5S Examples and Special Situations:
- Some of the most common examples of 5S include shadowboards. These are pegboards that have either outlines of the tools, or a picture of the tool underneath them. When a tool is out of place, it becomes very apparent. Be careful, though, about when you use shadowboards. They look organized, but often consolidate tools away from the point of use.
- Cords present a special problem. Static cords (i.e. cords that just lay there, like power cords) should be bundled and kept off the floor. This makes cleanup easier, and prevents having to pick the cords up when sweeping or vacuuming. It also prevents accumulation of dirt. Dynamic cords that are moved around, such as those on a meter test lead, or on a USB cord that is pulled out for an occasional photo download, can be arranged to fall back through a hole in a desk to keep them out of the way. Weights can be attached to make retraction easier. (For more information you can also read this article on how to organize cables.) When possible, though, go wireless.
- A series of binders on a shelf can have a large diagonal line drawn across the spines to highlight when one is out of sequence or missing.
See some of our related Lean Training System components…
- Don’t be heavy handed with 5S. It should make life easier, not harder. Be flexible with how it is implemented, but be firm that standardization and organization is a job requirement.
- Settle disputes with a stopwatch. Opinions may vary, but the watch doesn’t lie. Time a third party doing the work with the two layouts in question, and agree in advance to go with the faster one (assuming all other things are equal)…
- …or have the full team vote on the location. That way the team has a voice. Just keep in mind that a vote is temporary. Keep working to improve.
- Don’t think of 5S as permanent. Even labeled and fixed locations should change regularly as processes are improved and team members come up with new ideas.
- Don’t forget to build 5S time into your calendar. That means time to do daily improvements, as well as some regular maintenance time.
- Don’t leave your 5S to chance. Use daily checklists as well as audit sheets to keep from backsliding.
- • Remember, 5S does have a cost, so don’t go overboard. The cost is not only the up-front cost. You will also have to maintain your efforts—replacing tape and labels. As people see the value of 5S, they will be less resistant to adding structure to their work areas.
Take a quick poll…
One of the most common reactions people have to 5S is a feeling of micromanagement. They believe that 5S takes away some of their flexibility, and their autonomy in the work area.
While that can be true when the location of items are dictated by others, good 5S includes ownership by frontline employees. Managers should be giving you the tools and training to make good decisions about workplace arrangement on your own.

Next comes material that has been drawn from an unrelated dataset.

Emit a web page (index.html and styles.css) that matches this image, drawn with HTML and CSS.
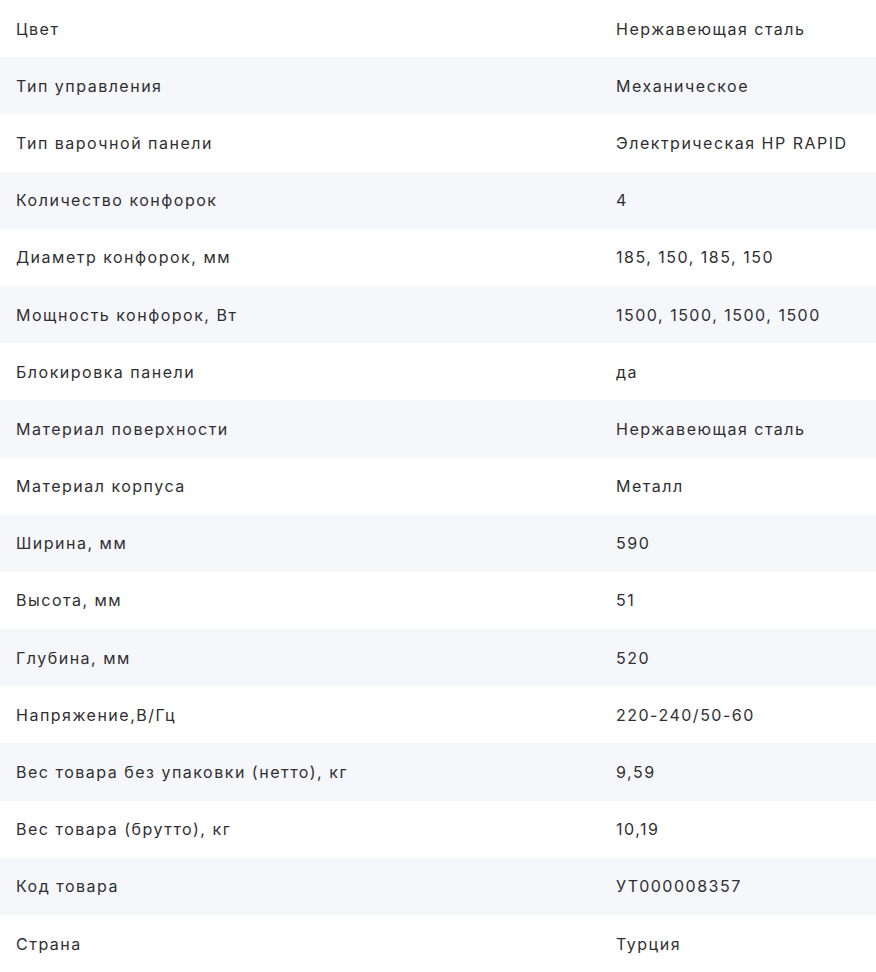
FILE: index.html
```html
<!DOCTYPE html>
<html lang="ru">
<head>
<meta charset="utf-8">
<link rel="stylesheet" href="styles.css">
</head>
<body>
<div class="specs">
  <div class="row"><div class="label">Цвет</div><div class="value">Нержавеющая сталь</div></div>
  <div class="row"><div class="label">Тип управления</div><div class="value">Механическое</div></div>
  <div class="row"><div class="label">Тип варочной панели</div><div class="value">Электрическая HP RAPID</div></div>
  <div class="row"><div class="label">Количество конфорок</div><div class="value">4</div></div>
  <div class="row"><div class="label">Диаметр конфорок, мм</div><div class="value">185, 150, 185, 150</div></div>
  <div class="row"><div class="label">Мощность конфорок, Вт</div><div class="value">1500, 1500, 1500, 1500</div></div>
  <div class="row"><div class="label">Блокировка панели</div><div class="value">да</div></div>
  <div class="row"><div class="label">Материал поверхности</div><div class="value">Нержавеющая сталь</div></div>
  <div class="row"><div class="label">Материал корпуса</div><div class="value">Металл</div></div>
  <div class="row"><div class="label">Ширина, мм</div><div class="value">590</div></div>
  <div class="row"><div class="label">Высота, мм</div><div class="value">51</div></div>
  <div class="row"><div class="label">Глубина, мм</div><div class="value">520</div></div>
  <div class="row"><div class="label">Напряжение,В/Гц</div><div class="value">220-240/50-60</div></div>
  <div class="row"><div class="label">Вес товара без упаковки (нетто), кг</div><div class="value">9,59</div></div>
  <div class="row"><div class="label">Вес товара (брутто), кг</div><div class="value">10,19</div></div>
  <div class="row"><div class="label">Код товара</div><div class="value">УТ000008357</div></div>
  <div class="row"><div class="label">Страна</div><div class="value">Турция</div></div>
</div>
</body>
</html>
```

FILE: styles.css
```css
html, body {
  margin: 0;
  padding: 0;
  background: #ffffff;
}
body {
  font-family: Inter, "Noto Sans", sans-serif;
  font-size: 16px;
  letter-spacing: 1.5px;
  color: #2f2f33;
}
.specs {
  display: flex;
  flex-direction: column;
}
.row {
  display: grid;
  grid-template-columns: 600px 1fr;
}
.row:nth-child(even) {
  background: #f6f7fb;
}
.label, .value {
  padding: 16.6px 16px;
  line-height: 24px;
  white-space: nowrap;
}
```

Managers should also provide the necessary resources, including time, money, and the right tools and equipment.
If you have a leader dictating what to do, do a self-assessment and see if you have been offering any ideas of your own. If you have, it presents a bit of a challenge. Working with a leader who likes things their own way can be difficult in the workplace.
But if you have not, there’s a good chance that the simple act of offering suggestions to your leader will be all it takes to get your ideas implemented. And having your ideas implemented in the workplace will go a long ways toward increasing your job satisfaction.

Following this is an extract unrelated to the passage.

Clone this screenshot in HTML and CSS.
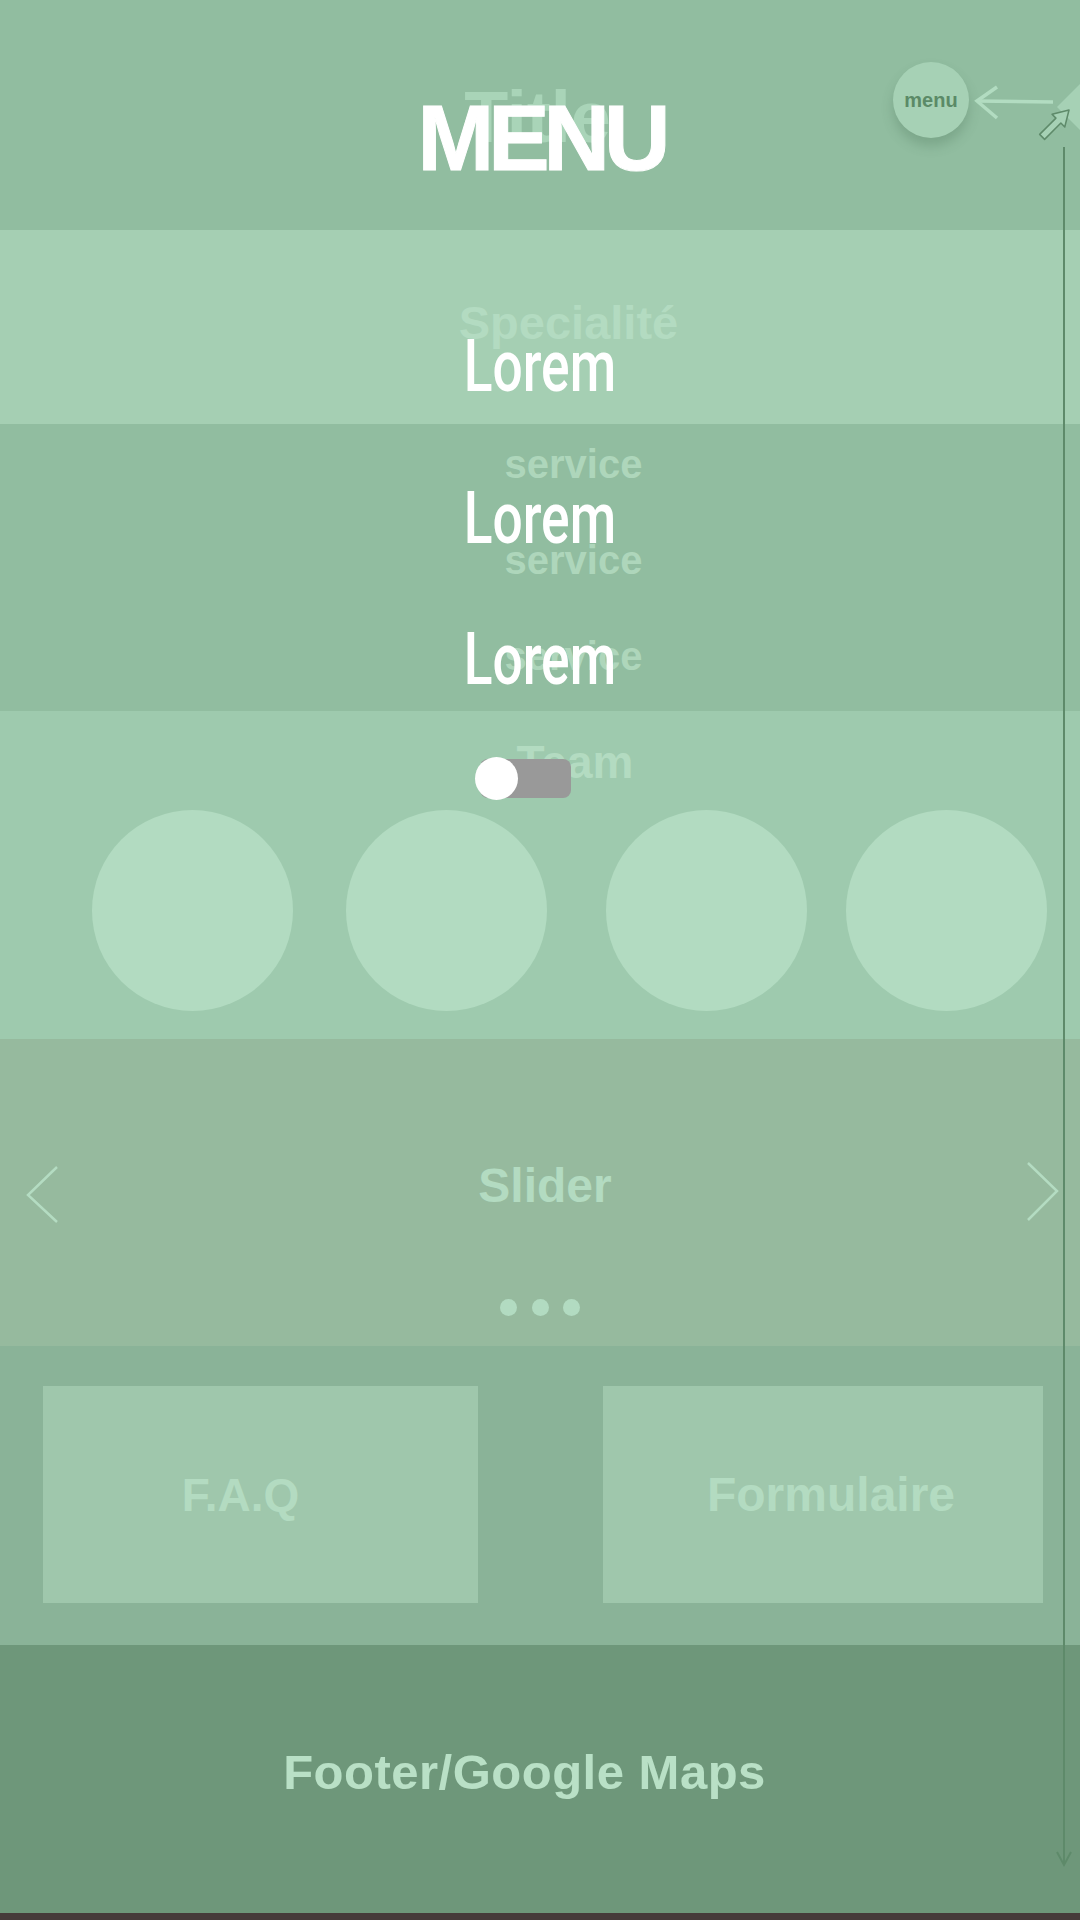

- Audits do not end after 5S is established. Leaders should be constantly evaluating the 5S levels in their areas.
- 5S does not mean sterilize the environment. Personal items are completely acceptable, and should be encouraged if they help keep morale high and people happy. Job satisfaction is a critical condition that helps to make teams more effective. Moderation is the key. Set some guidelines, and stick to them. A rule of thumb it to observe the person and see if the personal items get in the way of work. Items on top of a monitor are probably OK, unless they are constantly falling down, or encourage passers-by to stop and comment or play for a while. A point here is to observe with a mind that is looking for waste.
- When beginning on a 5S campaign, start small. Get a few areas—maybe a common print/copy area, or a break room—in good order to have as an example.

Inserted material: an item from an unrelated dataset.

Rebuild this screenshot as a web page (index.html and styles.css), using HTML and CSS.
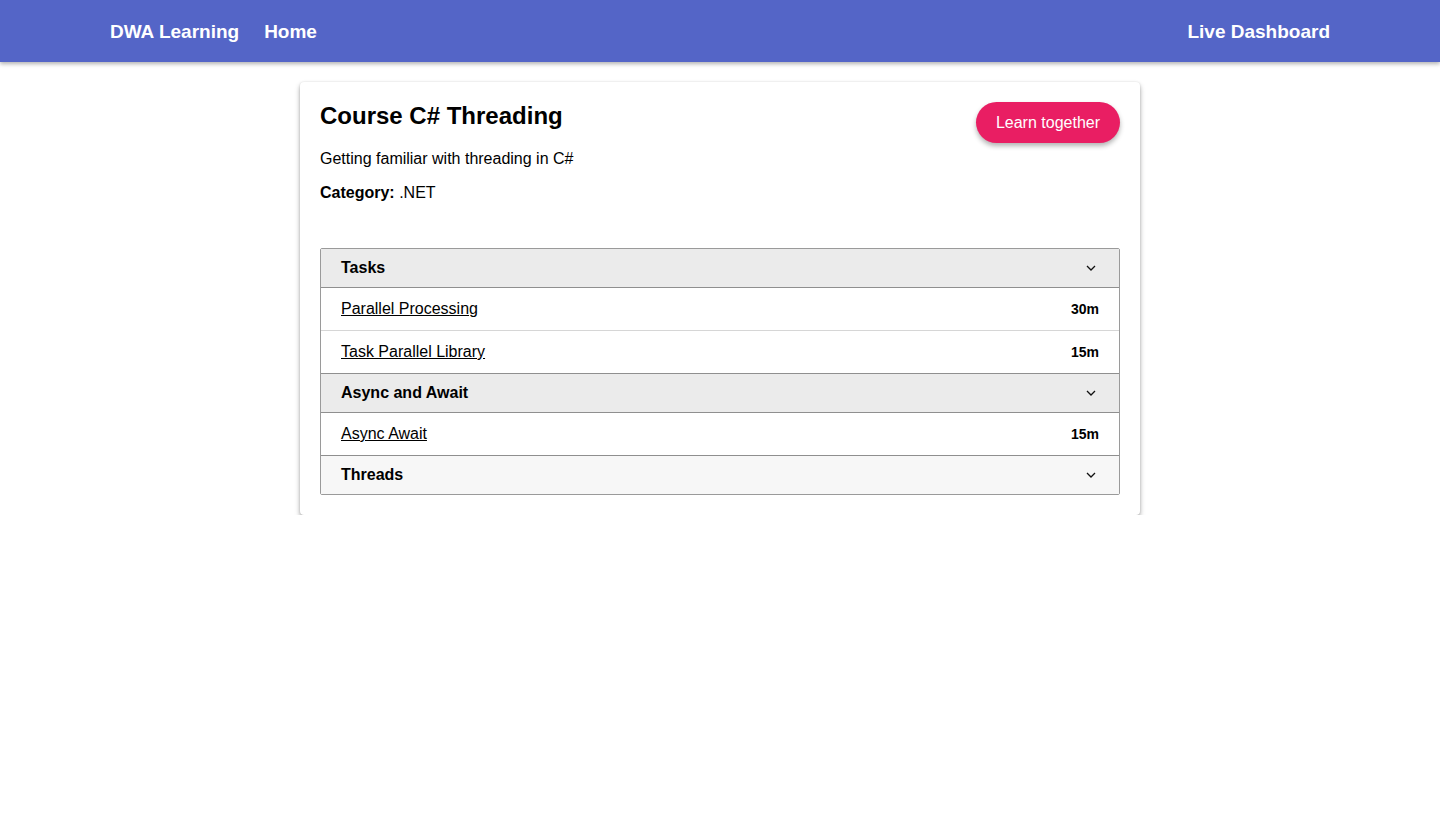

- Remember, 5S does have a cost, so don’t go overboard. The cost is not only the up-front cost. You will also have to maintain your efforts—replacing tape and labels. As people see the value of 5S, they will be less resistant to adding structure to their work areas.
- 5S is based on common sense, and examples of good 5S are easy to find in people’s personal lives.
- 5S is not a once in a while thing. It is an all the time thing. It requires constant attention to provide its full benefit.
- Good 5S makes a work area operate noticeably better with it than without it. If you are doing it effectively, team members will notice the benefit and backsliding will be minimal.
As you begin your Lean implementation, 5S is a good place to start. It helps develop the daily improvement mentality critical to a successful continuous improvement culture–doing the right thing each and every day.
Select a common area to start with, and have a team of its users work together to cut their teeth in organizing an area. Be sure to provide proper training prior to attempting 5S.